begin

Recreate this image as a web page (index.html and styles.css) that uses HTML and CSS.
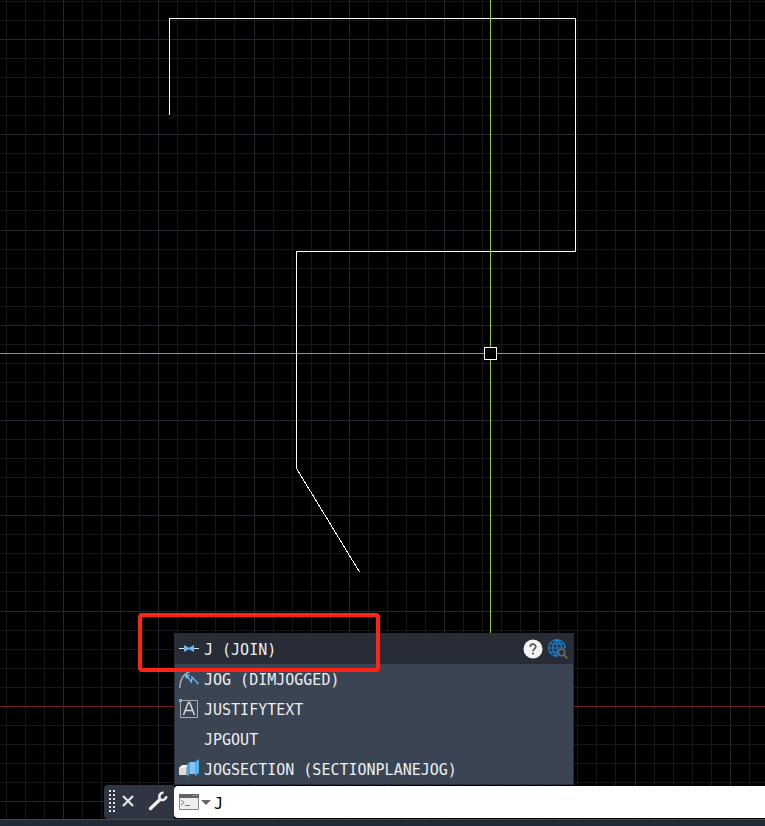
FILE: index.html
```html
<!DOCTYPE html>
<html lang="en">
<head>
<meta charset="utf-8">
<title>Drawing</title>
<link rel="stylesheet" href="styles.css">
</head>
<body>
<main class="workspace">
  <svg class="canvas" role="img" aria-label="Drawing area">
    <path id="minor" class="minor"/>
    <path id="major" class="major"/>
    <path class="axis" d="M0 706.5H4000"/>
    <path class="cross-x" d="M0 353.5H4000"/>
    <path class="shape" d="M169.5 115V18.5H575.5V251.5H296.5V468.5L359.500 572"/>
    <path class="cross-y" d="M490.500 0V706"/>
    <rect class="pickbox" x="484.500" y="347.500" width="12" height="12"/>
  </svg>

  <section class="console">
    <ul class="suggestions">
      <li class="row active">
        <button class="pick" type="button">
          <svg class="icon" viewBox="0 0 20 20"><path d="M0 9.500h5M15 9.500h5" stroke="#e4e6e8"/><path d="M5 6L10 8.800 15 6V13L10 10.200 5 13z" fill="#69b9f5"/></svg>
          <span>J (JOIN)</span>
        </button>
        <button class="tool" type="button" aria-label="Help">
          <svg class="icon" viewBox="0 0 20 20"><circle cx="10" cy="10" r="9.500" fill="#f4f4f4"/><path d="M7.200 8C7.200 4.200 12.800 4.200 12.800 7.800 12.800 9.800 10 9.800 10 12.200" fill="none" stroke="#555" stroke-width="1.600"/><circle cx="10" cy="14.500" r="1.100" fill="#555"/></svg>
        </button>
        <button class="tool" type="button" aria-label="Search the web">
          <svg class="icon" viewBox="0 0 20 20"><g fill="none" stroke="#1683d8" stroke-width="1.200"><path d="M9.500 17.300A8.300 8.300 0 1 1 17.200 9.500M9 1V17.500M1 9H17M2.500 5H15.500M2.500 13H10M9 1C3.500 5 3.500 13 9 17.500M9 1C12.500 3.500 13.500 6.500 13.300 9"/></g><circle cx="13.500" cy="13.500" r="3.200" fill="#282d37" stroke="#6c6c6c" stroke-width="1.500"/><path d="M16 16L19.500 19.500" stroke="#7c6247" stroke-width="1.600"/></svg>
        </button>
      </li>
      <li class="row">
        <button class="pick" type="button">
          <svg class="icon" viewBox="0 0 20 20"><path d="M.7 19C1 10 5 4 12 2" fill="none" stroke="#a6abb2" stroke-width="1.500"/><path d="M7 6L12.500 13 13 8 19.500 15" fill="none" stroke="#69b9f5" stroke-width="1.300"/><path d="M5.500 4.500L11 6 7 10z" fill="#69b9f5"/></svg>
          <span>JOG (DIMJOGGED)</span>
        </button>
      </li>
      <li class="row">
        <button class="pick" type="button">
          <svg class="icon" viewBox="0 0 20 20"><path d="M1.500 1.500H18.500V18.500H1.500z" fill="none" stroke="#a6abb2"/><path d="M4.500 16L9.300 3.500H10.700L15.500 16M6.300 11.500H13.700" fill="none" stroke="#d5d7da" stroke-width="1.500"/><path d="M0 0H3V3H0z" fill="#69b9f5"/></svg>
          <span>JUSTIFYTEXT</span>
        </button>
      </li>
      <li class="row">
        <button class="pick" type="button">
          <span class="icon"></span>
          <span>JPGOUT</span>
        </button>
      </li>
      <li class="row">
        <button class="pick" type="button">
          <svg class="icon" viewBox="0 0 20 20"><path d="M0 9L3 6H10L7 9z" fill="#f6f6f6"/><path d="M0 9H7V16H0z" fill="#ddd"/><path d="M7 9L9 7V15L7 16z" fill="#aaa"/><path d="M8 5L11 3V15L8 18z" fill="#4aa3e4"/><path d="M11 3H16V15H11z" fill="#7fc4fa"/><path d="M16 3L20 0V14L16 17z" fill="#55ace9"/></svg>
          <span>JOGSECTION (SECTIONPLANEJOG)</span>
        </button>
      </li>
    </ul>

    <div class="bar">
      <div class="handle">
        <svg class="grip" viewBox="0 0 6 22" aria-hidden="true"><path d="M1 0V22M5 0V22" stroke="#e2e2e2" stroke-width="2" stroke-dasharray="2 2"/></svg>
        <button class="tool close" type="button" aria-label="Close">
          <svg viewBox="0 0 12 12"><path d="M1 1L11 11M11 1L1 11" stroke="#dedede" stroke-width="2.400"/></svg>
        </button>
        <button class="tool wrench" type="button" aria-label="Customize">
          <svg viewBox="0 0 20 20"><path d="M2.500 17.500L12 8.500" stroke="#ededeb" stroke-width="3.400" stroke-linecap="round"/><path d="M15.500 1.500C11.500 2 10.500 5 12 8.200 14.500 10 18 8.500 18.500 5.200" fill="none" stroke="#ededeb" stroke-width="2.600"/></svg>
        </button>
      </div>
      <div class="prompt">
        <button class="tool recent" type="button" aria-label="Recent commands">
          <svg viewBox="0 0 32 16"><path d="M.5.500H19.500V15.500H.5z" fill="#eee" stroke="#858585"/><path d="M0 0H20V4H0z" fill="#646464"/><path d="M14 1h1v1h-1zM17 1h1v1h-1z" fill="#ddd"/><path d="M2 6L5 8.500 2 11M6 11.500H11" fill="none" stroke="#777"/><path d="M22 6H32L27 11z" fill="#666"/></svg>
        </button>
        <input class="command" type="text" value="J" aria-label="Command">
      </div>
    </div>
    <div class="highlight"></div>
  </section>
  <footer class="status"></footer>
</main>
<script src="grid.js"></script>
</body>
</html>
```
FILE: styles.css
```css
* { box-sizing: border-box; }

body {
  margin: 0;
  background: #000;
  font: 15px/20px "DejaVu Sans Mono", monospace;
}

button {
  padding: 0;
  border: 0;
  background: none;
  color: inherit;
  font: inherit;
  text-align: left;
}

svg { display: block; }

.workspace {
  position: relative;
  display: flex;
  flex-direction: column;
  justify-content: flex-end;
  min-height: 100vh;
  overflow: hidden;
}

.canvas {
  position: absolute;
  inset: 0;
  width: 100%;
  height: 100%;
  fill: none;
  shape-rendering: crispEdges;
}

.minor { stroke: #17171b; }
.major { stroke: #262633; }
.axis { stroke: #731c20; }
.shape { stroke: #fff; }
.cross-x { stroke: #d67c66; }
.cross-y { stroke: #8fc964; }
.pickbox { fill: #000; stroke: #fff; }

.console {
  position: relative;
  margin-left: 104px;
}

.suggestions {
  width: 400px;
  margin: 0 0 0 70px;
  padding: 0;
  list-style: none;
  color: #eceef0;
  background: #3b4453;
  border: 1px solid #272d38;
  border-top: 0;
}

.row {
  display: flex;
  align-items: center;
  gap: 5px;
  height: 30px;
  padding: 0 5px 0 4px;
}

.row.active {
  height: 31px;
  background: #272c37;
}

.pick {
  display: flex;
  flex: 1;
  align-items: center;
  gap: 5px;
}

.pick span { padding-top: 2px; }

.icon {
  width: 20px;
  height: 20px;
}

.bar {
  display: flex;
  height: 34px;
}

.handle {
  display: flex;
  align-items: center;
  width: 70px;
  padding: 0 6px 2px 5px;
  background: #2f3542;
  border-radius: 4px 0 0 4px;
}

.grip {
  width: 6px;
  height: 22px;
}

.close {
  width: 12px;
  margin: 0 auto 0 7px;
}

.wrench { width: 20px; }

.prompt {
  display: flex;
  flex: 1;
  align-items: center;
  gap: 3px;
  margin: 1px 0;
  padding-left: 5px;
  background: #fff;
  border-radius: 4px 0 0 4px;
}

.recent { width: 32px; }

.command {
  flex: 1;
  min-width: 0;
  padding: 4px 0 0;
  border: 0;
  outline: 0;
  background: none;
  color: #000;
  font: inherit;
}

.highlight {
  position: absolute;
  top: -20px;
  left: 34px;
  width: 242px;
  height: 59px;
  border: 4px solid #ff2414;
  border-radius: 4px;
  pointer-events: none;
}

.status {
  position: relative;
  height: 7px;
  background: #222a35;
  border-top: 1px solid #454a55;
}
```
FILE: grid.js
```js
// Every fifth grid line is a major one.
const STEP = 19.05;
const ORIGIN = { x: 63.5, y: 39.5 };
const paths = { minor: "", major: "" };

for (let i = -4; i < 200; i++) {
  const kind = i % 5 === 0 ? "major" : "minor";
  const x = Math.floor(ORIGIN.x + i * STEP) + 0.5;
  const y = Math.floor(ORIGIN.y + i * STEP) + 0.5;
  paths[kind] += `M${x} 0V4000M0 ${y}H4000`;
}

document.getElementById("minor").setAttribute("d", paths.minor);
document.getElementById("major").setAttribute("d", paths.major);
```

end

From the listing above, collect every line that mentions the word "styles".

Recreate this image as a web page (index.html and styles.css) that uses HTML and CSS.
<link rel="stylesheet" href="styles.css">
FILE: styles.css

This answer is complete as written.